**YOUR TASK**
In the material below, find all lines with the string "this" and copy them.

___ DATA SHOWN

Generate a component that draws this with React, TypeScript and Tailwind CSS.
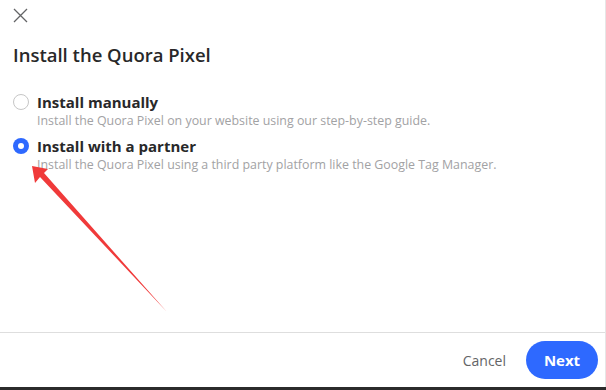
export default function App() {
  return (
    <div className="relative h-[390px] w-[606px] overflow-hidden bg-white font-['Open_Sans',sans-serif] text-[#282829]">
      <div className="flex h-[387px] flex-col border-r border-[#e6e6e6]">
        <div className="px-[13px] pt-[8px]">
          <svg width="15" height="15" viewBox="0 0 15 15" className="text-[#636466]">
            <path d="M1 1L14 14M14 1L1 14" stroke="currentColor" strokeWidth="1.3" />
          </svg>
        </div>
        <h1 className="mt-[20px] px-[13px] text-[18.5px] font-semibold leading-[24px]">Install the Quora Pixel</h1>
        <div className="mt-[25px] flex flex-col gap-[6px] px-[13px]">
          <div className="flex gap-[8px]">
            <span className="mt-[2px] size-[16px] shrink-0 rounded-full border border-[#c6c6c6] bg-white" />
            <div>
              <div className="text-[15px] font-bold leading-[20px]">Install manually</div>
              <div className="text-[12.4px] leading-[18px] text-[#a2a2a4]">
                Install the Quora Pixel on your website using our step-by-step guide.
              </div>
            </div>
          </div>
          <div className="flex gap-[8px]">
            <span className="mt-[2px] flex size-[16px] shrink-0 items-center justify-center rounded-full bg-[#2e69ff]">
              <span className="size-[6px] rounded-full bg-white" />
            </span>
            <div>
              <div className="text-[15px] font-bold leading-[20px]">Install with a partner</div>
              <div className="text-[12.4px] leading-[18px] text-[#a2a2a4]">
                Install the Quora Pixel using a third party platform like the Google Tag Manager.
              </div>
            </div>
          </div>
        </div>
        <div className="flex-1" />
        <div className="flex h-[55px] items-center justify-end gap-[20px] border-t border-[#dedede] pr-[7px]">
          <button className="text-[14px] text-[#636466]">Cancel</button>
          <button className="h-[38px] w-[72px] rounded-full bg-[#2e69ff] text-[15px] font-bold text-white">Next</button>
        </div>
      </div>
      <div className="h-[3px] bg-[#2b2b2b]" />
      <svg className="absolute left-0 top-0" width="606" height="390" viewBox="0 0 606 390">
        <polygon points="32,166 48,169 44,173 167,312 40,177 35,183" fill="#f03a3a" />
      </svg>
    </div>
  );
}
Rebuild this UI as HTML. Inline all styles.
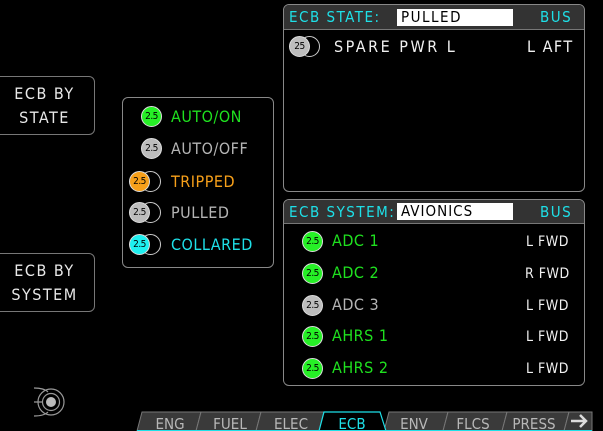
<!DOCTYPE html>
<html><head><meta charset="utf-8"><style>
body{margin:0;width:603px;height:431px;background:#000;overflow:hidden;position:relative;font-family:"DejaVu Sans Condensed","Liberation Sans",sans-serif}
.a{position:absolute}
.btn{position:absolute;left:-6px;width:101px;height:59px;border:1px solid #777;border-radius:6px;color:#e8e8e8;font-size:16px;letter-spacing:1.5px;text-align:center;line-height:24px;padding-top:5px;box-sizing:border-box}
.panel{position:absolute;left:283px;width:302px;border:1px solid #888;border-radius:6px;box-sizing:border-box;overflow:hidden}
.hdr{height:23px;background:#333;border-bottom:1px solid #777;position:relative;color:#1ee0e8;font-size:15px;letter-spacing:1.5px}
.fld{position:absolute;left:113px;top:3px;width:116px;height:17px;background:#fff;color:#000;font-size:15px;line-height:17px;padding-left:4px;box-sizing:border-box}
.t{position:absolute;font-size:16px;letter-spacing:.5px;line-height:18px;white-space:nowrap}
.c{position:absolute;width:21px;height:21px;border-radius:50%;color:#000;font-size:10px;line-height:19px;text-align:center;letter-spacing:-.5px;border:1px solid #ddd;box-sizing:border-box}
.o{position:absolute;width:21px;height:21px;border-radius:50%;border:1px solid #ccc;box-sizing:border-box}
.g{color:#1fe01f}.gy{color:#b4b4b4}.w{color:#f0f0f0}
.b{font-size:14px}
</style></head><body>
<div class="btn" style="top:76px">ECB BY<br>STATE</div>
<div class="btn" style="top:253px">ECB BY<br>SYSTEM</div>

<div class="a" style="left:122px;top:97px;width:152px;height:171px;border:1px solid #888;border-radius:6px;box-sizing:border-box"></div>
<div class="c" style="left:141px;top:106px;background:#26f026">2.5</div><div class="t g" style="left:171px;top:108px">AUTO/ON</div>
<div class="c" style="left:141px;top:138px;background:#bdbdbd">2.5</div><div class="t gy" style="left:171px;top:140px">AUTO/OFF</div>
<div class="o" style="left:140px;top:171px"></div><div class="c" style="left:129px;top:171px;background:#f7a01a">2.5</div><div class="t" style="left:171px;top:173px;color:#f7a01a">TRIPPED</div>
<div class="o" style="left:140px;top:202px"></div><div class="c" style="left:129px;top:202px;background:#bdbdbd">2.5</div><div class="t gy" style="left:171px;top:204px">PULLED</div>
<div class="o" style="left:140px;top:234px"></div><div class="c" style="left:129px;top:234px;background:#1ef0f0">2.5</div><div class="t" style="left:171px;top:236px;color:#1ee0e8">COLLARED</div>

<div class="panel" style="top:4px;height:188px">
<div class="hdr" style="height:24px"><span class="a" style="left:5px;top:3px">ECB STATE:</span><div class="fld" style="top:4px">PULLED</div><span class="a" style="left:256px;top:3px">BUS</span></div>
<div class="o" style="left:15px;top:31px"></div><div class="c" style="left:5px;top:31px;background:#bdbdbd">25</div>
<div class="t w" style="left:50px;top:33px;letter-spacing:2.5px">SPARE PWR L</div>
<div class="t w" style="left:243px;top:33px;letter-spacing:1.5px">L AFT</div>
</div>

<div class="panel" style="top:199px;height:187px">
<div class="hdr"><span class="a" style="left:5px;top:3px">ECB SYSTEM:</span><div class="fld" style="top:3px;letter-spacing:1px">AVIONICS</div><span class="a" style="left:256px;top:3px">BUS</span></div>
<div class="c" style="left:18px;top:31px;background:#26f026">2.5</div><div class="t g" style="left:48px;top:32px">ADC 1</div><div class="t w b" style="left:242px;top:33px">L FWD</div>
<div class="c" style="left:18px;top:63px;background:#26f026">2.5</div><div class="t g" style="left:48px;top:64px">ADC 2</div><div class="t w b" style="left:241px;top:65px">R FWD</div>
<div class="c" style="left:18px;top:95px;background:#bdbdbd">2.5</div><div class="t gy" style="left:48px;top:96px">ADC 3</div><div class="t w b" style="left:242px;top:97px">L FWD</div>
<div class="c" style="left:18px;top:126px;background:#26f026">2.5</div><div class="t g" style="left:48px;top:127px">AHRS 1</div><div class="t w b" style="left:242px;top:128px">L FWD</div>
<div class="c" style="left:18px;top:158px;background:#26f026">2.5</div><div class="t g" style="left:48px;top:159px">AHRS 2</div><div class="t w b" style="left:242px;top:160px">L FWD</div>
</div>

<svg class="a" style="left:0;top:0" width="603" height="431">
<g stroke="#999" stroke-width="1.2" fill="none">
<circle cx="51" cy="402" r="13"/><circle cx="51" cy="402" r="8.5"/>
<path d="M34 388 Q44 388 48 392 M34 402 H43 M34 416 Q44 416 48 412"/>
</g>
<circle cx="51" cy="402" r="5" fill="#bbb"/>
<g stroke="#777" stroke-width="1" fill="#3a3a3a">
<path d="M137 431 L142 412 H201 L196 431Z"/>
<path d="M196 431 L201 412 H261 L256 431Z"/>
<path d="M256 431 L261 412 H324 L319 431Z"/>
<path d="M384 431 L389 412 H448 L443 431Z"/>
<path d="M443 431 L448 412 H507 L502 431Z"/>
<path d="M502 431 L507 412 H569 L564 431Z"/>
<path d="M564 431 L569 412 H592 V431Z"/>
</g>
<path d="M319 431 L324 412 H380 L386 431" fill="#000" stroke="#1ee0e8" stroke-width="1.2"/>
<line x1="137" y1="430.5" x2="592" y2="430.5" stroke="#1ee0e8" stroke-width="1"/>
<g font-family="DejaVu Sans Condensed, Liberation Sans, sans-serif" font-size="15" fill="#b8b8b8" text-anchor="middle">
<text x="170" y="429">ENG</text><text x="230" y="429">FUEL</text><text x="291" y="429">ELEC</text>
<text x="352" y="429" fill="#1ee0e8">ECB</text><text x="414" y="429">ENV</text><text x="473" y="429">FLCS</text><text x="534" y="429">PRESS</text>
</g>
<path d="M571 421 H586 M580 415 L586 421 L580 427" stroke="#ddd" stroke-width="2.5" fill="none"/>
</svg>
</body></html>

______

**SOLUTION**
Generate a component that draws this with React, TypeScript and Tailwind CSS.
Rebuild this UI as HTML. Inline all styles.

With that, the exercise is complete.